Given the close-quarters involved these must have been chaotic affairs where it was difficult to tell friend from foe, as oarsmen rowed furiously, archers fired arrows across the bows of opposing ships, and sword-wielding gladiators prepared to board and repel boarders in turn. These spectacles were often historical re-enactments of glorious victories of the Roman navy that ended with bodies floating in seas of blood. When Domitian rose to power he put an end to the sea-battles, constructing the vast underground hypogeum that allowed the games to take on new sophistication with the special effects they engendered.
5. The Colosseum was a hotbed for sexual dalliances
The English word ‘fornication’ comes from the Latin fornix, meaning arch or vaulted space. The arches of the Colosseum was a popular meeting point for couples carrying out illicit trysts, and for prostitutes looking to drum up trade after the games when passions were running high from all the excitement. Fornix thus became ancient slang for a brothel, and this signification survives in our word fornication even today.
6. Every level at the Colosseum was furnished with drinking fountains
Today Rome is scattered with public water fountains that flow cold and clear, a godsend in the summer heat. As it is now, so it was in the Colosseum thousands of years ago. The ancient edifice was furnished with more than 100 fountains fed by a complex hidden network of pipes where Romans could quench their thirst if the heat and excitement of the blood-sport all got a bit too much to handle. The Colosseum boasted public toilets as well – these consisted of rows of seats with holes in them, with a drain of flowing water beneath carrying everything off into a system of sewers that eventually led to a large drain that circled the Colosseum. From there the effluent flowed into Rome’s great sewer, the Cloaca Maxma, and off into the Tiber.
7. ‘Arena’ means sand in Latin
The Colosseum’s floor was covered in a layer of sand that provided a firm foothold for the gladiators, and also absorbed all the blood, urine, faeces and vomit that were the inevitable product of the violent spectacle. The link between the sand and the place of combat lives on to this day with our word ‘arena’ signifying a venue surrounded by seats where sports or other public events take place.
8. What are all those holes in the side of the Colosseum?

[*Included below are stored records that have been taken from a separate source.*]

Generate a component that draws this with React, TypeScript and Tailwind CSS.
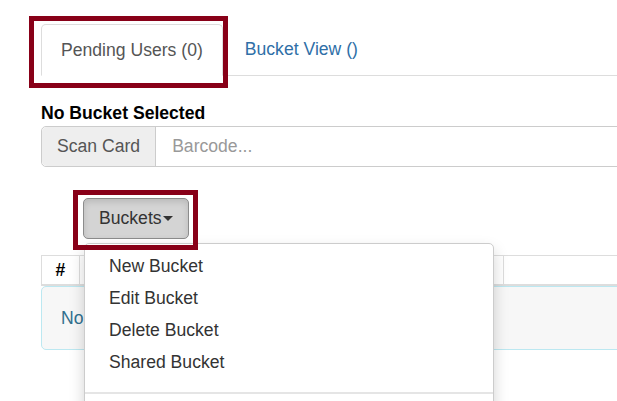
export default function App() {
  return (
    <div className="relative h-[401px] w-[617px] overflow-hidden bg-white font-['Liberation_Sans',Arial,sans-serif] text-[17.6px] text-[#333]">
      <div className="w-[1000px] pl-[41px] pt-[24px]">
        {/* Tabs */}
        <div className="flex border-b border-[#ddd]">
          <div className="-mb-px flex h-[52px] items-center rounded-t-[5px] border border-[#ddd] border-b-white bg-white px-[19px] leading-[25px] text-[#555]">
            Pending Users (0)
          </div>
          <div className="ml-[2px] flex h-[51px] items-center px-[20px] leading-[25px] text-[#2f6fa7]">
            Bucket View ()
          </div>
        </div>

        <div className="mt-[26px] mb-[2px] font-bold leading-[22px] text-black">
          No Bucket Selected
        </div>

        {/* Scan card input group */}
        <div className="flex h-[41px] rounded-[5px] border border-[#ccc]">
          <div className="flex items-center rounded-l-[5px] border-r border-[#ccc] bg-[#eee] px-[15px] text-[#555]">
            Scan Card
          </div>
          <div className="flex flex-1 items-center px-[16px] text-[#999]">Barcode...</div>
        </div>

        {/* Buckets button */}
        <div className="mt-[31px] ml-[42px] flex">
          <button className="flex h-[41px] items-center rounded-[5px] border border-[#8c8c8c] bg-[#d4d4d4] px-[15px] leading-[25px] text-[#333] shadow-[inset_0_3px_6px_rgba(0,0,0,0.125)]">
            Buckets
            <span className="ml-[1px] inline-block h-0 w-0 border-x-[5px] border-t-[5px] border-x-transparent border-t-[#333]" />
          </button>
        </div>

        {/* Table */}
        <div className="mt-[16px]">
          <div className="flex h-[31px] border-t border-b-2 border-[#ddd]">
            <div className="flex w-[39px] items-center justify-center border-x border-[#ddd] font-bold text-black">#</div>
            <div className="w-[424px] border-r border-[#ddd]" />
            <div className="flex-1" />
          </div>
          <div className="flex h-[64px] items-center rounded-[5px] border border-[#bce8f1] bg-[#f7f7f7] px-[19px] text-[#31708f]">
            No
          </div>
        </div>
      </div>

      {/* Dropdown menu */}
      <div className="absolute left-[84px] top-[243px] h-[200px] w-[410px] rounded-[5px] border border-[#ccc] bg-white py-[6px] shadow-[0_7px_15px_rgba(0,0,0,0.175)]">
        {["New Bucket", "Edit Bucket", "Delete Bucket", "Shared Bucket"].map((t) => (
          <div key={t} className="px-[24px] py-[4px] leading-[24px] text-[#333]">
            {t}
          </div>
        ))}
        <div className="mt-[14px] h-[2px] bg-[#e5e5e5]" />
      </div>

      {/* Highlight boxes */}
      <div className="pointer-events-none absolute left-[29px] top-[16px] h-[72px] w-[199px] border-[5px] border-[#880018]" />
      <div className="pointer-events-none absolute left-[73px] top-[190px] h-[60px] w-[125px] border-[5px] border-[#880018]" />
    </div>
  );
}
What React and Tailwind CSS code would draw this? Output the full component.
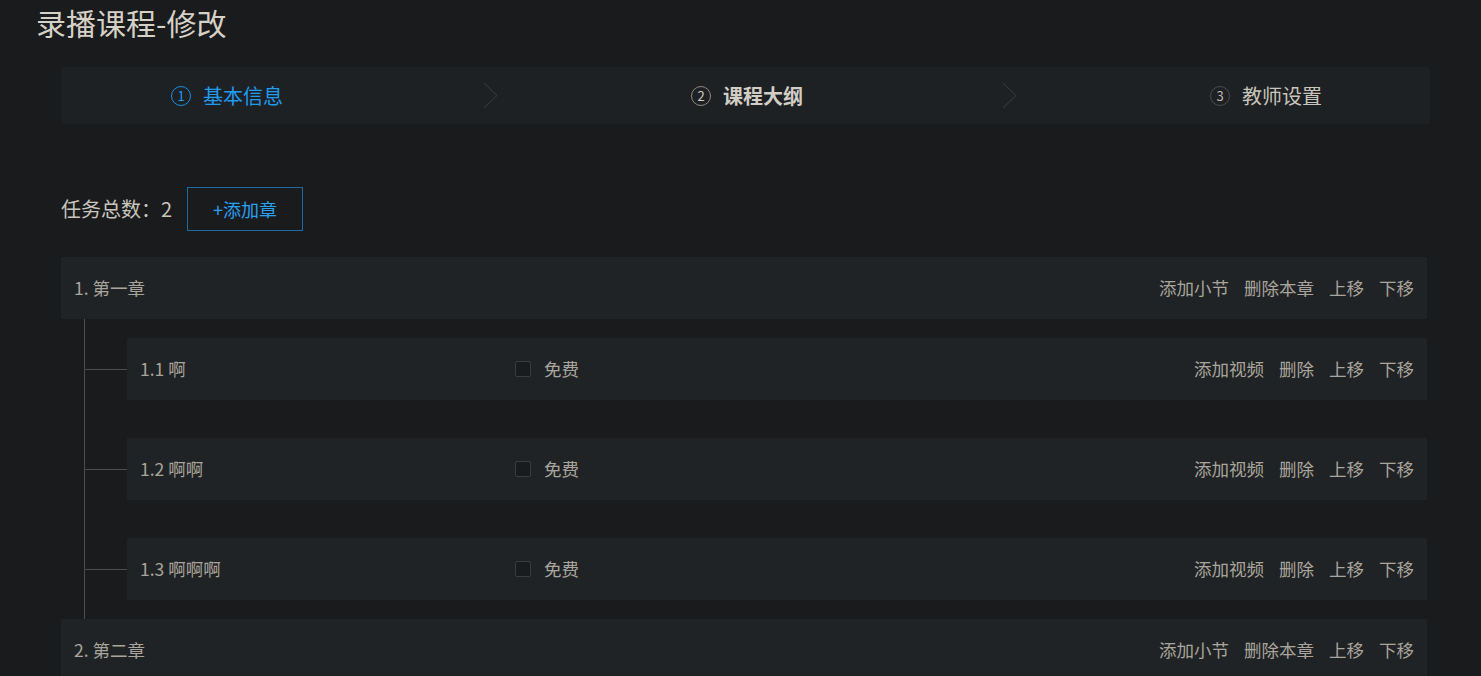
import React from "react";

const chapters = [
  { title: "1. 第一章", sections: ["1.1 啊", "1.2 啊啊", "1.3 啊啊啊"] },
  { title: "2. 第二章", sections: [] },
];

function Chevron() {
  return (
    <svg width="15" height="27" viewBox="0 0 15 27" className="shrink-0">
      <path d="M1 1 L14 13.5 L1 26" fill="none" stroke="#3a3e41" strokeWidth="1" />
    </svg>
  );
}

function StepNum({ n, tone }) {
  const styles = {
    active: "border-[#1a8ee0] text-[#1f9bf0]",
    current: "border-[#8c877d] text-[#d2cec6] font-normal",
    idle: "border-[#4a4c4e] text-[#bdb9b0]",
  };
  return (
    <span
      className={`w-[20px] h-[20px] rounded-full border-[1.5px] flex items-center justify-center text-[13px] leading-none ${styles[tone]}`}
    >
      {n}
    </span>
  );
}

function ChapterRow({ title }) {
  return (
    <div className="h-[62px] w-[1366px] bg-[#202325] flex items-center pl-[13px] pr-[13px] text-[17.5px] text-[#a9a59c]">
      <span>{title}</span>
      <div className="ml-auto flex gap-[15px]">
        <span>添加小节</span>
        <span>删除本章</span>
        <span>上移</span>
        <span>下移</span>
      </div>
    </div>
  );
}

function SectionRow({ title }) {
  return (
    <div className="flex items-center py-[19px]">
      <div className="w-[42px] h-px bg-[#4c4d4f]" />
      <div className="h-[62px] w-[1300px] bg-[#202325] flex items-center pl-[13px] pr-[13px] text-[17.5px] text-[#a9a59c]">
        <span className="w-[375px]">{title}</span>
        <span className="w-[16px] h-[16px] rounded-[2px] border border-[#3a3c3e] bg-[#1a1b1d]" />
        <span className="ml-[13px]">免费</span>
        <div className="ml-auto flex gap-[15px]">
          <span>添加视频</span>
          <span>删除</span>
          <span>上移</span>
          <span>下移</span>
        </div>
      </div>
    </div>
  );
}

export default function App() {
  return (
    <div
      className="min-h-[676px] w-full bg-[#1a1b1d] overflow-hidden"
      style={{ fontFamily: '"Noto Sans CJK SC", "Noto Sans", sans-serif' }}
    >
      <h1 className="pl-[36px] pt-[2px] text-[30px] leading-[40px] text-[#d6d1c6]">录播课程-修改</h1>

      <div className="pl-[61px]">
        {/* steps */}
        <div className="mt-[25px] w-[1369px] h-[57px] rounded-[4px] bg-[#1e2123] flex items-center text-[20px]">
          <div className="w-[422px] pl-[110px] flex items-center gap-[12px] text-[#1f9bf0]">
            <StepNum n="1" tone="active" />
            <span>基本信息</span>
          </div>
          <Chevron />
          <div className="w-[504px] pl-[193px] flex items-center gap-[12px] text-[#d2cec6] font-bold">
            <StepNum n="2" tone="current" />
            <span>课程大纲</span>
          </div>
          <Chevron />
          <div className="pl-[193px] flex items-center gap-[12px] text-[#c9c5bc]">
            <StepNum n="3" tone="idle" />
            <span>教师设置</span>
          </div>
        </div>

        {/* task count */}
        <div className="mt-[63px] flex items-center">
          <span className="text-[20px] text-[#c9c5bc]">任务总数：2</span>
          <button className="ml-[15px] w-[116px] h-[44px] border border-[#1b6aa3] text-[#2aa0f2] text-[18px]">
            +添加章
          </button>
        </div>

        {/* outline */}
        <div className="mt-[26px]">
          {chapters.map((c) => (
            <div key={c.title}>
              <ChapterRow title={c.title} />
              {c.sections.length > 0 && (
                <div className="ml-[23px] border-l border-[#4c4d4f]">
                  {c.sections.map((s) => (
                    <SectionRow key={s} title={s} />
                  ))}
                </div>
              )}
            </div>
          ))}
        </div>
      </div>
    </div>
  );
}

The massive holes pockmarking the outer façade of the Colosseum speak to the building’s history after it fell into disuse and decline. Looters hovered up all the precious materials in the amphitheatre’s fabric, including the massive metal clamps that helped keep the building’s various floors together. These clamps would mostly have been melted down and turned into weapons during the Middle Ages. One study estimates that the clamps alone were comprised of 300 tonnes of iron.